Originally posted by @asmeurer in #163 (comment)

This issue will be of relevance here: sphinx-doc/sphinx#8018

From the feedback autodoc issue it sounds like it might just be better to write a replacement for autodoc rather than trying to extend it?

oricou commented 3 years ago

Here is a trick to have Markdown docstring with commonmark. I guess it could be done with myst_parser.

https://stackoverflow.com/questions/56062402/force-sphinx-to-interpret-markdown-in-python-docstrings-instead-of-restructuredt

Sphinx's Autodoc extension emits an event named autodoc-process-docstring every time it processes a doc-string. You can hook into that mechanism to convert the syntax from Markdown to reStructuredText.

import commonmark

def docstring(app, what, name, obj, options, lines):
    md  = '\n'.join(lines)
    ast = commonmark.Parser().parse(md)
    rst = commonmark.ReStructuredTextRenderer().render(ast)
    lines.clear()
    lines += rst.splitlines()

def setup(app):
    app.connect('autodoc-process-docstring', docstring)
dmwyatt commented 3 years ago

It's funny that you posted that as I made this comment on that a few hours ago.

john-hen commented 3 years ago

Here is a trick to have Markdown docstring with commonmark. I guess it could be done with myst_parser.

Yes, it does work with MyST. Since my earlier comment here, I have replaced Recommonmark with MyST in my projects and, as before, I'm using Commonmark.py to render the Markdown doc-strings. I've also updated my Stackoverflow answer to reflect that and mention MyST now that Recommonmark has been deprecated.

This works great for me, actually. But all I need in doc-strings is syntax highlighting of code examples. So nothing fancy.
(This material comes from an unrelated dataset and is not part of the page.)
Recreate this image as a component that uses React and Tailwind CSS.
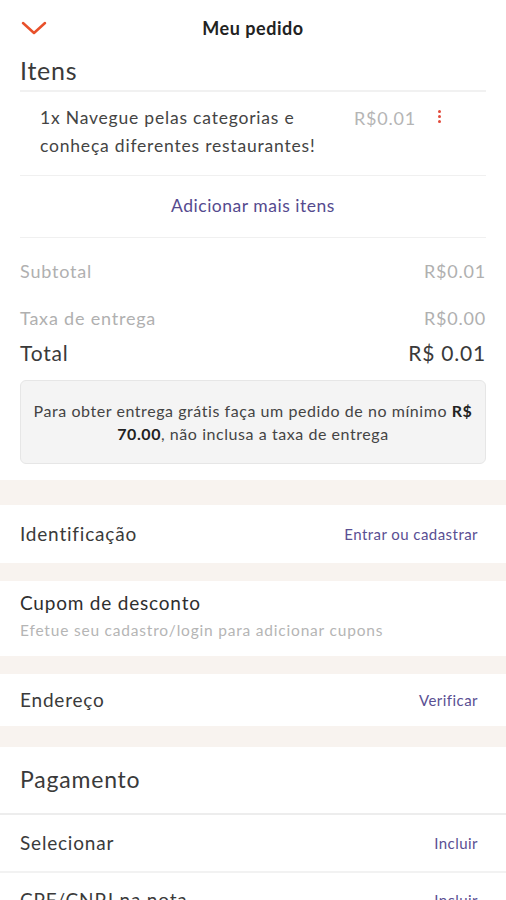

People who want advanced features such as math rendering, cross references, or possibly NumPy style, will have to wait for native doc-string support in MyST.

oricou commented 3 years ago

@John-Hennig Great, could you share your code with MyST? TIA.

astrojuanlu commented 3 years ago

Today I found https://github.com/mkdocstrings/mkdocstrings, is it related to the scope of this issue?

choldgraf commented 3 years ago

@astrojuanlu mmmm probably not, because that seems to work with the mkdocs documentation engine, not Sphinx, no? Or is it usable for Sphinx as well?

astrojuanlu commented 3 years ago

Right, it's based on MkDocs - I brought it up because it could inform the format of the docstring, regardless of the implementation.

chrisjsewell commented 3 years ago

If anyone is motivated to tackle this, I would say an initial step would be to implement a https://docutils.sourceforge.io/docs/ref/rst/restructuredtext.html#field-lists plugin within https://github.com/executablebooks/mdit-py-plugins.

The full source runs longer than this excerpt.